┌─ Data supplied
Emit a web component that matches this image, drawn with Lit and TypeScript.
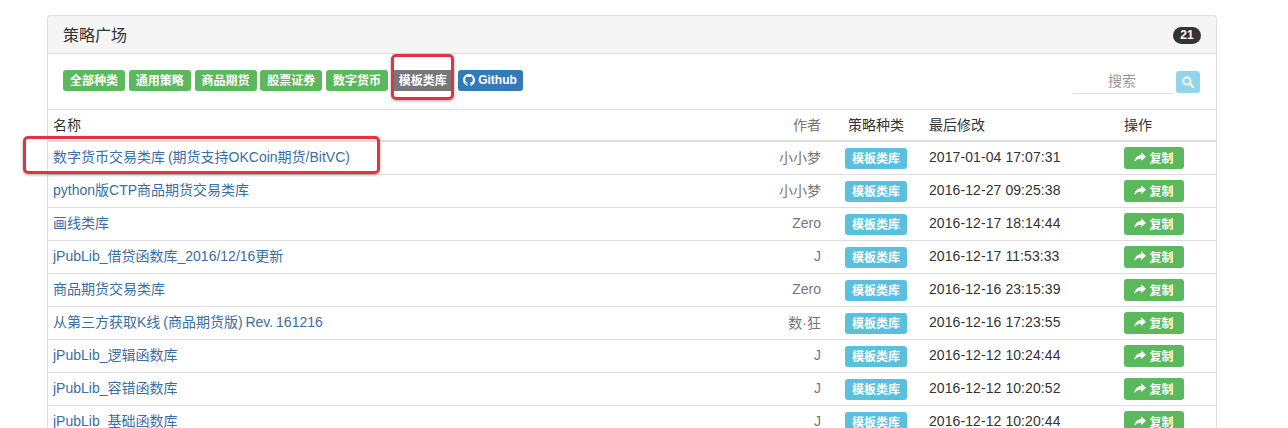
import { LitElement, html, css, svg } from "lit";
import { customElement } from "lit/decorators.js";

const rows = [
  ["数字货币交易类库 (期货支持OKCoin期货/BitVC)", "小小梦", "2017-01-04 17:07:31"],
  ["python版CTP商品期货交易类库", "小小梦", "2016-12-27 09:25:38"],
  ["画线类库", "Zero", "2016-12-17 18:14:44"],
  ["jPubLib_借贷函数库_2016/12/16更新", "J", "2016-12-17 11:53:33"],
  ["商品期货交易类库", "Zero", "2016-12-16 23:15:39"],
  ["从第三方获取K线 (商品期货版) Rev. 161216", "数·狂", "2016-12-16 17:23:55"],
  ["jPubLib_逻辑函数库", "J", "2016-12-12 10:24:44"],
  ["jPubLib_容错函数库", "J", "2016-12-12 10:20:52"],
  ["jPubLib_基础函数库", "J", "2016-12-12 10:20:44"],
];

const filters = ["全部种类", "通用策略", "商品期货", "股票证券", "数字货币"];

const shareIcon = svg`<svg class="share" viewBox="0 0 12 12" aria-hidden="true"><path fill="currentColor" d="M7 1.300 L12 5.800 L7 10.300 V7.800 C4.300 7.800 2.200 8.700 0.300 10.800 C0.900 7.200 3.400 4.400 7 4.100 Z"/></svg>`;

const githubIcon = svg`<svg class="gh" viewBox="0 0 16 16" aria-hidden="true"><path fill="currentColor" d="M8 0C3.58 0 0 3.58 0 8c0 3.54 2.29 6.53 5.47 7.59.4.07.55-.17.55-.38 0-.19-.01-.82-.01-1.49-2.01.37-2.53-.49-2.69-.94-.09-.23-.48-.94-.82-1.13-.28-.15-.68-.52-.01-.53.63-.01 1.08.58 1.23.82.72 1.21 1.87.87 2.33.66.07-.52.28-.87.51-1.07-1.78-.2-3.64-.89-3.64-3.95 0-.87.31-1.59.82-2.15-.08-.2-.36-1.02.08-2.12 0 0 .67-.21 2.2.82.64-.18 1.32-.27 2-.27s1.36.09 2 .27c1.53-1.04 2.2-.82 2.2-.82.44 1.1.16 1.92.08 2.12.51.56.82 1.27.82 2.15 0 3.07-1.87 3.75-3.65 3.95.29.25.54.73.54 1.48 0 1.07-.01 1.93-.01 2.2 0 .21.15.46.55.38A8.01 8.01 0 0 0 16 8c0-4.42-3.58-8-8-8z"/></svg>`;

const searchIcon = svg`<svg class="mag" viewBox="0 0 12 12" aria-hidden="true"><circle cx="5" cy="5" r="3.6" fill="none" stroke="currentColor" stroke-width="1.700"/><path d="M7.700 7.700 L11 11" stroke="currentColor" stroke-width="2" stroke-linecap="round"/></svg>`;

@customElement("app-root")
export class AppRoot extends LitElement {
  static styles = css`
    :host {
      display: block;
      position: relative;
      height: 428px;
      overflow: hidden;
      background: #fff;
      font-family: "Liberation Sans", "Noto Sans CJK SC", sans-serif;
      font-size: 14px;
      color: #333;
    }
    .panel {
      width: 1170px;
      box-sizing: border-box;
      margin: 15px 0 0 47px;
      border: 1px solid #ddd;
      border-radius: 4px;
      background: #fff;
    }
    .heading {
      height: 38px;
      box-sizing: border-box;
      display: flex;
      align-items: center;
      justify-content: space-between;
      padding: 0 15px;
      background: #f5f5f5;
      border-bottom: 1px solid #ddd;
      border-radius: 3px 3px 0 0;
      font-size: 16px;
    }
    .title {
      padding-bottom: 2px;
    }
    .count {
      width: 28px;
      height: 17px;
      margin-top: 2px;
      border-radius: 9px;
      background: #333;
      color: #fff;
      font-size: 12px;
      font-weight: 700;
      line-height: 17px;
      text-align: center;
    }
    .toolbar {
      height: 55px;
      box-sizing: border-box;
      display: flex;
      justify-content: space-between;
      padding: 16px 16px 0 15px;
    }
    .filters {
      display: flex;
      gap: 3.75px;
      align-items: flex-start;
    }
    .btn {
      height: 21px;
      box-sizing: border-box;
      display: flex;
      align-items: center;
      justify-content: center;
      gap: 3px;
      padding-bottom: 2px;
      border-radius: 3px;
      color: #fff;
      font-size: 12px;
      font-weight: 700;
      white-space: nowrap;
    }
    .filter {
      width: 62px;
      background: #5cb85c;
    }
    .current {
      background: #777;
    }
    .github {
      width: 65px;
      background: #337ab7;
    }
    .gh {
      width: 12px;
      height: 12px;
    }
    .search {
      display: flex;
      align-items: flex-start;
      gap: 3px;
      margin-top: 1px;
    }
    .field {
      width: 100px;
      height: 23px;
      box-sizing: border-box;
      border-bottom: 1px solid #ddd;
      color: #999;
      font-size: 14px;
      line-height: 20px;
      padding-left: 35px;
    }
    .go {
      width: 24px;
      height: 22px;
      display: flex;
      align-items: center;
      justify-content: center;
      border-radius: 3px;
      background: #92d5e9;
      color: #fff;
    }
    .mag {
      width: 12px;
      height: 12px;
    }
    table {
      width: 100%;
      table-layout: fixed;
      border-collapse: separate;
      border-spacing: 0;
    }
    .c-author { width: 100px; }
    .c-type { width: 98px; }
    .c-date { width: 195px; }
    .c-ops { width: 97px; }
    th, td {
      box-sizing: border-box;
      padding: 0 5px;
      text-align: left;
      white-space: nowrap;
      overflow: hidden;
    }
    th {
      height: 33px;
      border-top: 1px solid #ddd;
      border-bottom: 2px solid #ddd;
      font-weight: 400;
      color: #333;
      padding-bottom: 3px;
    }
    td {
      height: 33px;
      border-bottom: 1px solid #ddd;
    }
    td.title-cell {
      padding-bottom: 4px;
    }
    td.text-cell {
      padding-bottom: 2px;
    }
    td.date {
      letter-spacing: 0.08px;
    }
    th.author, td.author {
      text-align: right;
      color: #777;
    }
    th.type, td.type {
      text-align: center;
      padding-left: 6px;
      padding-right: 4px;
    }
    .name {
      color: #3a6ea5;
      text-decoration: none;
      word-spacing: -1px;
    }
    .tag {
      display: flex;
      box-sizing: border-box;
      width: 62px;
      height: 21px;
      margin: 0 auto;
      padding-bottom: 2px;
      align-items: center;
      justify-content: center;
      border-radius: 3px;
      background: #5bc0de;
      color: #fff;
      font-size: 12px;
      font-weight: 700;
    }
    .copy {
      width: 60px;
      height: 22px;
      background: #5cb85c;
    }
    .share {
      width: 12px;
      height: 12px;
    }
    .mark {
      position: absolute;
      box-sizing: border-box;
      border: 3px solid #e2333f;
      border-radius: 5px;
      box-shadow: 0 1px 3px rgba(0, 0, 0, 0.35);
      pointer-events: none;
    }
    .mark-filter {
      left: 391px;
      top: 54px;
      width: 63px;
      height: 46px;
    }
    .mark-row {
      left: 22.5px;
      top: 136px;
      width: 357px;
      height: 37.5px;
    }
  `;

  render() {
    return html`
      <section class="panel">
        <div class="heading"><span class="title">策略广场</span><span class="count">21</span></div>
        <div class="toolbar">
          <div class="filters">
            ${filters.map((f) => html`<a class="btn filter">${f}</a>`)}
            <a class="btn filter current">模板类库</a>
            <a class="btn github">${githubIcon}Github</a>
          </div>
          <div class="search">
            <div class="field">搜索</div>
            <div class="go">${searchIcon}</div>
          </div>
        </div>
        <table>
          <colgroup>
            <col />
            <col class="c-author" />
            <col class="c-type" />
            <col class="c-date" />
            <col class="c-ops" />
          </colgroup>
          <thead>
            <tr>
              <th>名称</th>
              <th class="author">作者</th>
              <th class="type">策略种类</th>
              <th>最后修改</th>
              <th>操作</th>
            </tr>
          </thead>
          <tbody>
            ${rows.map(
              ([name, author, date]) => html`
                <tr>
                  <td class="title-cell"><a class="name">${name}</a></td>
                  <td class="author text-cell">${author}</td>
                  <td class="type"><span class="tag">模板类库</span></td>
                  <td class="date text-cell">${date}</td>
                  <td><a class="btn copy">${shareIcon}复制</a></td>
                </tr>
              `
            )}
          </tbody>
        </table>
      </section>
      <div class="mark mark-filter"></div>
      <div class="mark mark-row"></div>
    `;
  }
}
└─
┌─ Data supplied
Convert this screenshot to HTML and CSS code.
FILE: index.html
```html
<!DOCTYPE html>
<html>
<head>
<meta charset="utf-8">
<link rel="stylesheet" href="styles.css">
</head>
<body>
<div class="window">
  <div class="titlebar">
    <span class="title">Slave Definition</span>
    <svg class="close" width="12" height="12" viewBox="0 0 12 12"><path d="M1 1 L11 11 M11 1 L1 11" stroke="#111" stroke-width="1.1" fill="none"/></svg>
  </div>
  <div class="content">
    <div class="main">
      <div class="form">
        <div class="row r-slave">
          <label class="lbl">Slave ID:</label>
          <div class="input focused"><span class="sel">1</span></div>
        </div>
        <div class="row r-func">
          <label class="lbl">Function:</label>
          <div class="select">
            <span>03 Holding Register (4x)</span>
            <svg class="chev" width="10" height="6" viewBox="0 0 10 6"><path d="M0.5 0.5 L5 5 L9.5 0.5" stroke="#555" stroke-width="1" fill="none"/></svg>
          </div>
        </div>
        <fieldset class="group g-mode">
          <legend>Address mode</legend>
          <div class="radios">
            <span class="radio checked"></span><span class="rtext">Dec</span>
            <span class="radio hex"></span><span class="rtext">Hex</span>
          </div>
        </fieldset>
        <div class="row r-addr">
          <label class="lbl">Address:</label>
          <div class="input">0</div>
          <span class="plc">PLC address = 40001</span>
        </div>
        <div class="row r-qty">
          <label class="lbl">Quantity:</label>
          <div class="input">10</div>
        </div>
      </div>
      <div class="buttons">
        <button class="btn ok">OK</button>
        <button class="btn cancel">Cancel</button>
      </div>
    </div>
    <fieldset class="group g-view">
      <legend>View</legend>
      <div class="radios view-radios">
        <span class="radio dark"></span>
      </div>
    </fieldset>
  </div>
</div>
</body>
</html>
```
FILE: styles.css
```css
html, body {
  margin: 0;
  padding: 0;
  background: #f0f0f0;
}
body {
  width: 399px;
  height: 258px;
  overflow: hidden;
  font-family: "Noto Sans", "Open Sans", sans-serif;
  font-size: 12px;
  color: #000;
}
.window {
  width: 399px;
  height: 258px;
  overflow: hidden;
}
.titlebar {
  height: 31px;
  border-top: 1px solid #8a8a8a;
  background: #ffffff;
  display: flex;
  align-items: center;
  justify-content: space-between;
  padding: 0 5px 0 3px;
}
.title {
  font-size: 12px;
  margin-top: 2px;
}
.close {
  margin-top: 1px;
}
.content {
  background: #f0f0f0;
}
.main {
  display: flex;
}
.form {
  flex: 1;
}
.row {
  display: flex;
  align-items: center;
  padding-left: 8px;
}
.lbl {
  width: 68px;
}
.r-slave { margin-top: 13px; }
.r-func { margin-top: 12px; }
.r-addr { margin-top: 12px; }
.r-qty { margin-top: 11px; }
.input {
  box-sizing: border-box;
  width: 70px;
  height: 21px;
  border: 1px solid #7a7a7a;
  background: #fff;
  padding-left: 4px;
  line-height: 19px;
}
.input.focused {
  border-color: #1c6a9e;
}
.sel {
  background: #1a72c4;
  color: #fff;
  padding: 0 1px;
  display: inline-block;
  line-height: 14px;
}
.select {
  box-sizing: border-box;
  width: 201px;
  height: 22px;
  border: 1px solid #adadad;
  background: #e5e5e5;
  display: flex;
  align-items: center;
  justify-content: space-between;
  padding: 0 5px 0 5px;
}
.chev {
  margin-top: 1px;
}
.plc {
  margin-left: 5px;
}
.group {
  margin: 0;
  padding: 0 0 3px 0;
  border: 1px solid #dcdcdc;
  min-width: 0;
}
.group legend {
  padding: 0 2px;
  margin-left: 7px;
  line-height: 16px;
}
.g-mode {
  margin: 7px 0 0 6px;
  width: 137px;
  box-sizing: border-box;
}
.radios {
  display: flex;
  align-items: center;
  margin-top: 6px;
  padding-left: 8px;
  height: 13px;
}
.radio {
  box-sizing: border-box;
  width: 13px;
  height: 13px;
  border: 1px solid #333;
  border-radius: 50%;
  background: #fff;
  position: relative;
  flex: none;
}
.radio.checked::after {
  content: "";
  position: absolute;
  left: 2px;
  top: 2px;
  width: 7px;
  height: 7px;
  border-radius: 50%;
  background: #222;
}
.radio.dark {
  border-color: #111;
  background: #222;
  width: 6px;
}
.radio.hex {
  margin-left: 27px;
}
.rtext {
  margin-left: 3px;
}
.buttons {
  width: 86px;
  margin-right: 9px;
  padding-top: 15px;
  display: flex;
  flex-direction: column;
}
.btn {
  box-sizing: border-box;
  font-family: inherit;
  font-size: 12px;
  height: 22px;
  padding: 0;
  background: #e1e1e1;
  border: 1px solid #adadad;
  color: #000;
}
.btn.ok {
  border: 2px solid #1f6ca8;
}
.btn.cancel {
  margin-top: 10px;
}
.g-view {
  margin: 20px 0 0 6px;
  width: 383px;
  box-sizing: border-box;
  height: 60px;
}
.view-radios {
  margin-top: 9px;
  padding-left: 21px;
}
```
└─
Filter the records down to the lines that contain the string "this", and copy those lines.

Emit a web component that matches this image, drawn with Lit and TypeScript.
Convert this screenshot to HTML and CSS code.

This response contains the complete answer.